Bottomline: any publicity is good publicity.

Sure, uttering slipshod comments is nothing new in showbiz. We have always had celebrities who made more news with motormouth antics than substantial creative action.

Think Mallika Sherawat, Rakhi Sawant, Abhijeet or Kamal R Khan.

As long as Rakhi or KRK do it, though, it does not really matter. Reckless hullaballoo to draw popular attention would seem a necessity when job offers start to dry up. The rattling bit happens when a superstar as Shah Rukh Khan, like Aamir, serves an offhand dollop on intolerance.

Icons such as Salman and Irrfan, too, command the mindset of millions. They ought to remember they are no ineffectual C-listers to spew careless quotes.

Is there a marketing spin here? We can never be sure.

Outrageous behaviour of celebrities has always made news, but the old tricks such as affairs, denials and break-ups no longer suffice.
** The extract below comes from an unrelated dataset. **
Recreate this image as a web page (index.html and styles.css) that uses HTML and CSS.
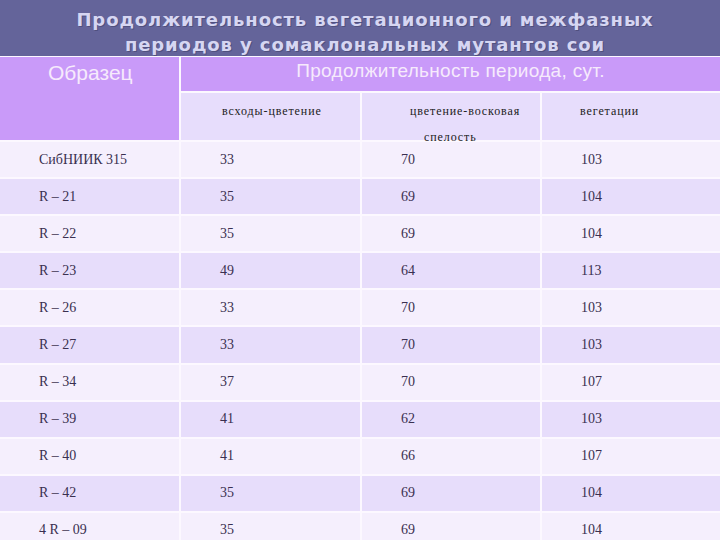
FILE: index.html
```html
<!DOCTYPE html>
<html lang="ru">
<head>
<meta charset="utf-8">
<link rel="stylesheet" href="styles.css">
</head>
<body>
<div class="title">
  <div class="title-line">Продолжительность вегетационного и межфазных</div>
  <div class="title-line">периодов у сомаклональных мутантов сои</div>
</div>
<div class="table">
  <div class="h-sample">Образец</div>
  <div class="h-period">Продолжительность периода, сут.</div>
  <div class="h-sub h-c2">всходы-цветение</div>
  <div class="h-sub h-c3"><span class="l1">цветение-восковая</span><span class="l2">спелость</span></div>
  <div class="h-sub h-c4">вегетации</div>

  <div class="c odd">СибНИИК 315</div><div class="c odd">33</div><div class="c odd">70</div><div class="c odd">103</div>
  <div class="c even">R – 21</div><div class="c even">35</div><div class="c even">69</div><div class="c even">104</div>
  <div class="c odd">R – 22</div><div class="c odd">35</div><div class="c odd">69</div><div class="c odd">104</div>
  <div class="c even">R – 23</div><div class="c even">49</div><div class="c even">64</div><div class="c even">113</div>
  <div class="c odd">R – 26</div><div class="c odd">33</div><div class="c odd">70</div><div class="c odd">103</div>
  <div class="c even">R – 27</div><div class="c even">33</div><div class="c even">70</div><div class="c even">103</div>
  <div class="c odd">R – 34</div><div class="c odd">37</div><div class="c odd">70</div><div class="c odd">107</div>
  <div class="c even">R – 39</div><div class="c even">41</div><div class="c even">62</div><div class="c even">103</div>
  <div class="c odd">R – 40</div><div class="c odd">41</div><div class="c odd">66</div><div class="c odd">107</div>
  <div class="c even">R – 42</div><div class="c even">35</div><div class="c even">69</div><div class="c even">104</div>
  <div class="c odd">4 R – 09</div><div class="c odd">35</div><div class="c odd">69</div><div class="c odd">104</div>
</div>
</body>
</html>
```
FILE: styles.css
```css
html, body {
  margin: 0;
  padding: 0;
  background: #fcf8ff;
  overflow: hidden;
  width: 720px;
  height: 540px;
}

.title {
  height: 56px;
  background: #64649a;
  display: flex;
  flex-direction: column;
  align-items: center;
  padding-top: 7px;
  box-sizing: border-box;
}

.title-line {
  font-family: "DejaVu Sans", Verdana, sans-serif;
  font-weight: bold;
  font-size: 18px;
  line-height: 25px;
  letter-spacing: 0.9px;
  color: #d6d6f2;
  text-shadow: 1px 1px 0 #50507e;
  padding-left: 10px;
}

.table {
  margin-top: 1px;
  display: grid;
  grid-template-columns: 179px 179px 178px 178px;
  grid-template-rows: 34px 47px;
  grid-auto-rows: 35.1px;
  gap: 2px;
}

.h-sample {
  grid-row: 1 / span 2;
  background: #c99af9;
  font-family: "Liberation Sans", Arial, sans-serif;
  font-size: 21px;
  color: #f6eafc;
  padding: 4px 0 0 48px;
}

.h-period {
  grid-column: 2 / span 3;
  background: #c99af9;
  font-family: "Liberation Sans", Arial, sans-serif;
  font-size: 19px;
  letter-spacing: 0.3px;
  color: #f6eafc;
  text-align: center;
  padding-top: 3px;
}

.h-sub {
  background: #e7ddfc;
  font-family: "Liberation Serif", "Times New Roman", serif;
  font-size: 12px;
  letter-spacing: 0.9px;
  color: #222;
  padding-top: 11px;
}

.h-c2 { padding-left: 41px; }
.h-c3 { padding-left: 48px; display: flex; flex-direction: column; gap: 11px; }
.h-c3 .l2 { padding-left: 14px; }
.h-c4 { padding-left: 38px; }

.c {
  font-family: "Liberation Serif", "Times New Roman", serif;
  font-size: 14px;
  color: #3a3050;
  padding-left: 39px;
  display: flex;
  align-items: center;
}

.odd { background: #f5effd; }
.even { background: #e7ddfb; }
```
Such traits do not even make for film scripts these days. Maybe a twist of the outspoken is necessary for new-age stardom.

In the end if things go drastically wrong, there is always the media to blame for blowing it "out of proportion" (stock expression used). Salim Khan recently tweeted it was the media’s “commercial compulsion to carry it (the discussion rape over Salman’s rape comment) to the saturation point”.

What about industry colleagues, Khan Sahab, who gleefully line up before the press to dole out bites on Salman’s awful lip-slip?